--- RECORDS TO USE ---

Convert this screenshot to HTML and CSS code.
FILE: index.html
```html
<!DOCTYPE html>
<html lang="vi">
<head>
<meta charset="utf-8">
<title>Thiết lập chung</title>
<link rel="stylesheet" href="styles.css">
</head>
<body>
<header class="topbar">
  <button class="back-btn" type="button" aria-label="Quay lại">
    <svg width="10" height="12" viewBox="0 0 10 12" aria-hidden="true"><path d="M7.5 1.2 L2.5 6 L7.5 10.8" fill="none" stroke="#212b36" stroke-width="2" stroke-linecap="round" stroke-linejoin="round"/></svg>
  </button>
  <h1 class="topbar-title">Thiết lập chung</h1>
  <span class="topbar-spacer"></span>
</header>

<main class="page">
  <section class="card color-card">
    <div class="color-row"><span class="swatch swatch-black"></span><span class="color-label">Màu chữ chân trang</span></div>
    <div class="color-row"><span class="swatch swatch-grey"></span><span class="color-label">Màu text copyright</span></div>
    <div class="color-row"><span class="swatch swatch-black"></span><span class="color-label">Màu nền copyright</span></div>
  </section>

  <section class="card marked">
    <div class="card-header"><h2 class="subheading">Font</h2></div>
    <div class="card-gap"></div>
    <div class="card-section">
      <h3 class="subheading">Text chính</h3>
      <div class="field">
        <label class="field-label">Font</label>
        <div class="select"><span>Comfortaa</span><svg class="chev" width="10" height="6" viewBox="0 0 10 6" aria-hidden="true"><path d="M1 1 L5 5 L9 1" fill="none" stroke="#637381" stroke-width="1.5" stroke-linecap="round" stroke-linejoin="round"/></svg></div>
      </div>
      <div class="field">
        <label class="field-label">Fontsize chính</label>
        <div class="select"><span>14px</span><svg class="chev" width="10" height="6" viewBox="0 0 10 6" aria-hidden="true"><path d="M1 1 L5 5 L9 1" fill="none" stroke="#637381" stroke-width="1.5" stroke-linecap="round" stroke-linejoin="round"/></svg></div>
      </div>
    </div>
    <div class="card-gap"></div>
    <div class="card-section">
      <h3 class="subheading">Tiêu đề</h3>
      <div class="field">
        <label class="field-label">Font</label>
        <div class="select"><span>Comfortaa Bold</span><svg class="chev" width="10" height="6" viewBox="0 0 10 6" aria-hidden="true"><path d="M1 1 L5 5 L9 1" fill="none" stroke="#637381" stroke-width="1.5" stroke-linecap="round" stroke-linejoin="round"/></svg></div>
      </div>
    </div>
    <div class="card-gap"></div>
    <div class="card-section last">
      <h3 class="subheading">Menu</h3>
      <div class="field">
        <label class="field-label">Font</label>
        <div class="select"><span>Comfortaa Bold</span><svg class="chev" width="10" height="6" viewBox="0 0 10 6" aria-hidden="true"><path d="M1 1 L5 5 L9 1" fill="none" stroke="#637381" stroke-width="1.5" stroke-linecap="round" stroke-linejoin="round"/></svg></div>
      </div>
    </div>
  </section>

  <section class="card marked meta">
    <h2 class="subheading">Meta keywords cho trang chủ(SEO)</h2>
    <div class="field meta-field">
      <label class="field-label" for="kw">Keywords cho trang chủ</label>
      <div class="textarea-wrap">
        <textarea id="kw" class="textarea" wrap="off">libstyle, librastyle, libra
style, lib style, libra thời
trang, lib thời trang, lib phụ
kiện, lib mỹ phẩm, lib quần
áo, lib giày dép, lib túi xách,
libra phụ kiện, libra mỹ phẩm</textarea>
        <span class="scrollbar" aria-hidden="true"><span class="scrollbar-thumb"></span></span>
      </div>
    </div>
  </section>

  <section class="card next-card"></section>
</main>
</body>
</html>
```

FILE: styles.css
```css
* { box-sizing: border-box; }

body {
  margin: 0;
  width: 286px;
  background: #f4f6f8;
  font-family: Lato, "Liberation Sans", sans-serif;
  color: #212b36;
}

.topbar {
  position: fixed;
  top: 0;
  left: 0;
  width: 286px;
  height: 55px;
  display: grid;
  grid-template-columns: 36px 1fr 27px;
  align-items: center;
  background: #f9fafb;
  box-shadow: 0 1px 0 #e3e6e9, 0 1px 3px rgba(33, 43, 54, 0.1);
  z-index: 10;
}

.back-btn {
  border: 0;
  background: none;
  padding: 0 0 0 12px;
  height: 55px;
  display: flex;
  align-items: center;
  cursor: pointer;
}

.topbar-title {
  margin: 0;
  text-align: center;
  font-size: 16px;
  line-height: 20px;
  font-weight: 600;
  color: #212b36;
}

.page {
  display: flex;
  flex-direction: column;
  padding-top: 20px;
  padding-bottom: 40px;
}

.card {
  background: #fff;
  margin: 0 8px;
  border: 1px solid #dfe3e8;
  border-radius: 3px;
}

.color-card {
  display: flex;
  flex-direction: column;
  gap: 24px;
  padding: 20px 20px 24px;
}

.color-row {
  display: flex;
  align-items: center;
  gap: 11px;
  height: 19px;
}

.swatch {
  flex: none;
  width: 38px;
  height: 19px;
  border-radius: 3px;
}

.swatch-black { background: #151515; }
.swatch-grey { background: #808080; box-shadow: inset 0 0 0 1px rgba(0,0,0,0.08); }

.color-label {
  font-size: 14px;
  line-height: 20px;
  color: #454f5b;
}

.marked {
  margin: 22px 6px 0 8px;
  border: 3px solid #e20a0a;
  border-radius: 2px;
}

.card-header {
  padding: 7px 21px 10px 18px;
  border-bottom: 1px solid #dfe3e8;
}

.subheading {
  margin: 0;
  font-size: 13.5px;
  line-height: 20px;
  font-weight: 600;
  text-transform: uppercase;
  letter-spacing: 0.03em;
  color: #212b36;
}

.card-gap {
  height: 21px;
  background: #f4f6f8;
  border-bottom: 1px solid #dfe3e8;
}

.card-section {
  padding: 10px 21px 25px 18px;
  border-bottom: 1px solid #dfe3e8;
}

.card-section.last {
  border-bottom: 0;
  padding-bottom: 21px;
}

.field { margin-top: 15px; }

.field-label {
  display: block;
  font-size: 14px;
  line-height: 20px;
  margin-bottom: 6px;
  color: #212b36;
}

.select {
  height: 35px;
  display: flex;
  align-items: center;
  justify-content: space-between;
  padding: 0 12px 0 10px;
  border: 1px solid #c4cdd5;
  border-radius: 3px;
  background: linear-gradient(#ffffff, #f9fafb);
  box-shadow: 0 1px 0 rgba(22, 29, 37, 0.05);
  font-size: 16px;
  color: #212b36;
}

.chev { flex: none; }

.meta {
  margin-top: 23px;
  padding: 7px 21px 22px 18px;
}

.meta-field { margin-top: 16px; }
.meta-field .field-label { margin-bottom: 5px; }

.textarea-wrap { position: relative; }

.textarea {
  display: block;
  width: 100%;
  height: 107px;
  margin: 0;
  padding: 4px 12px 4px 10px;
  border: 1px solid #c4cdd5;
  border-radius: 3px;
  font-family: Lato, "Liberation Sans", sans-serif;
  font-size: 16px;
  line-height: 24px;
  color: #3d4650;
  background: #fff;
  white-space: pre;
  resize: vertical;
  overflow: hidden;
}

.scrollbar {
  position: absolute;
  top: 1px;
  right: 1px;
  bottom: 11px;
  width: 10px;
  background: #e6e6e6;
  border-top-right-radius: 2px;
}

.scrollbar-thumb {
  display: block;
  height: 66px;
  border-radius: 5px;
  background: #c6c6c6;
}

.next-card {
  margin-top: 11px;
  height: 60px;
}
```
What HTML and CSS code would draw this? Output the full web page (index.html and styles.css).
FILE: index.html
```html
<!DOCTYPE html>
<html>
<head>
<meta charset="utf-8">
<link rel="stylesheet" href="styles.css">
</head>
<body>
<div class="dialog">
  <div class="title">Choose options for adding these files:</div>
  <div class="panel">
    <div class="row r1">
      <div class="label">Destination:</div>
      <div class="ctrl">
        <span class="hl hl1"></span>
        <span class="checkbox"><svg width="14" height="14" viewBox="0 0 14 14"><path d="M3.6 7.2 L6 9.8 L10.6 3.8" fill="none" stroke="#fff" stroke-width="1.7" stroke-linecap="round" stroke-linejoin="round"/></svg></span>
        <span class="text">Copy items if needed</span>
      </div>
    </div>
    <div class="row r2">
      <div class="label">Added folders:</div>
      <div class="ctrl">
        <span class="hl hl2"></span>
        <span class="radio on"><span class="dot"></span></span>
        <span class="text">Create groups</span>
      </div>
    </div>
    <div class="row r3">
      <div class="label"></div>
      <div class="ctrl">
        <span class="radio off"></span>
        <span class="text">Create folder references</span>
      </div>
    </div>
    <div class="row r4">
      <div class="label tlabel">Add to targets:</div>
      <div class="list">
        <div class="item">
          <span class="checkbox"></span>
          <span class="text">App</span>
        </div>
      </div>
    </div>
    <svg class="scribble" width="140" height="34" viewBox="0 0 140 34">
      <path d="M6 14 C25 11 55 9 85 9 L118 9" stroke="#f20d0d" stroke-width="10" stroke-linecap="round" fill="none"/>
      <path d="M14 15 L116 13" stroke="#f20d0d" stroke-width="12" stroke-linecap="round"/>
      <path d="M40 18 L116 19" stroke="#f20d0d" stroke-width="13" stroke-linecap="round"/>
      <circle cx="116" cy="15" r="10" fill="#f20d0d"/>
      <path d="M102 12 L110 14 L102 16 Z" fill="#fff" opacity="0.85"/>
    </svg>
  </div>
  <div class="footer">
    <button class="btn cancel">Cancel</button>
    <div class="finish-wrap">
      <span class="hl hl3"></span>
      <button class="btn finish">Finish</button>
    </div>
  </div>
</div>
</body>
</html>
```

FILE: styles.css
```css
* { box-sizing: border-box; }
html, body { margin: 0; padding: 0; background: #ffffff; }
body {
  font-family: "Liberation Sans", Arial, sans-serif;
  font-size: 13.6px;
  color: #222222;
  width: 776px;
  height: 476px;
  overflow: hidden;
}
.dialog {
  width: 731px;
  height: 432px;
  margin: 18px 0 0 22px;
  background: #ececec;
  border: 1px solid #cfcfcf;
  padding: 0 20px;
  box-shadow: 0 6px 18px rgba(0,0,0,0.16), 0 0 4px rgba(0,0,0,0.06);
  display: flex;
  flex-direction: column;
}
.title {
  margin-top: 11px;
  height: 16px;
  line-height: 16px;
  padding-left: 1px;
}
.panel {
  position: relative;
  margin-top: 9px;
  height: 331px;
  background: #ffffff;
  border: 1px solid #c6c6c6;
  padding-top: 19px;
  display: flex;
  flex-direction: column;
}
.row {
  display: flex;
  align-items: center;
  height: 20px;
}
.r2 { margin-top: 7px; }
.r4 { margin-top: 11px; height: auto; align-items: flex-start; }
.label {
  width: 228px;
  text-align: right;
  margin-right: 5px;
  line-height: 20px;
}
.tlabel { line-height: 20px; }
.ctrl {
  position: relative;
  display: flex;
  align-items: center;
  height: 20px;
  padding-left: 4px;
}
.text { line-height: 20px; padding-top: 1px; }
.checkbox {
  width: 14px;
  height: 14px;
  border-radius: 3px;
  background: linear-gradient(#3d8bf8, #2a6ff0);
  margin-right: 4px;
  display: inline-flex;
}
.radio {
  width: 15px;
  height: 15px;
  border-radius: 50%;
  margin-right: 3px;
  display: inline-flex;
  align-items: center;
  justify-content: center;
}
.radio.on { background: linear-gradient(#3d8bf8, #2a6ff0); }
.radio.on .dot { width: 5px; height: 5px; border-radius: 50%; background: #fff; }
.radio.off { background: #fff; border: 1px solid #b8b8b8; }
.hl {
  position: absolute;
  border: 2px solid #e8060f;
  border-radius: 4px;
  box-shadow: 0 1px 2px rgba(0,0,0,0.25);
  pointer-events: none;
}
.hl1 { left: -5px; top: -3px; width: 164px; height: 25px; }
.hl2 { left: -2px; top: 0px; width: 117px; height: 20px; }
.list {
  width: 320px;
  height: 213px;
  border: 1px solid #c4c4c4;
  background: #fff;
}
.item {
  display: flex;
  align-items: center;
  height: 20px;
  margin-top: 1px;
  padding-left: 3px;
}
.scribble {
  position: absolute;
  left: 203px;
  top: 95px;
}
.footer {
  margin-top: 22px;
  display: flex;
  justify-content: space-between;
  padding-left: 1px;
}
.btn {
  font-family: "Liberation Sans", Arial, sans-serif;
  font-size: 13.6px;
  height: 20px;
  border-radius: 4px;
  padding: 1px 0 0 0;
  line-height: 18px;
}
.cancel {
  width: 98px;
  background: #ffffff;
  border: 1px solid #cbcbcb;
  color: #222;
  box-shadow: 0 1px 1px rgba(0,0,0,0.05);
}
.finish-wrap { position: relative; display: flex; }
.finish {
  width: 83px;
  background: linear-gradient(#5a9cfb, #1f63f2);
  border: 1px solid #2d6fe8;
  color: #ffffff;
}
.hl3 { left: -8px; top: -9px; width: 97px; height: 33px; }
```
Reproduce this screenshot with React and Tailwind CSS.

--- TASK TO COMPLETE ---
Show, from the listing above, each line that contains the word "index".

--- TASK SOLUTION ---
FILE: index.html
  z-index: 10;
What HTML and CSS code would draw this? Output the full web page (index.html and styles.css).
FILE: index.html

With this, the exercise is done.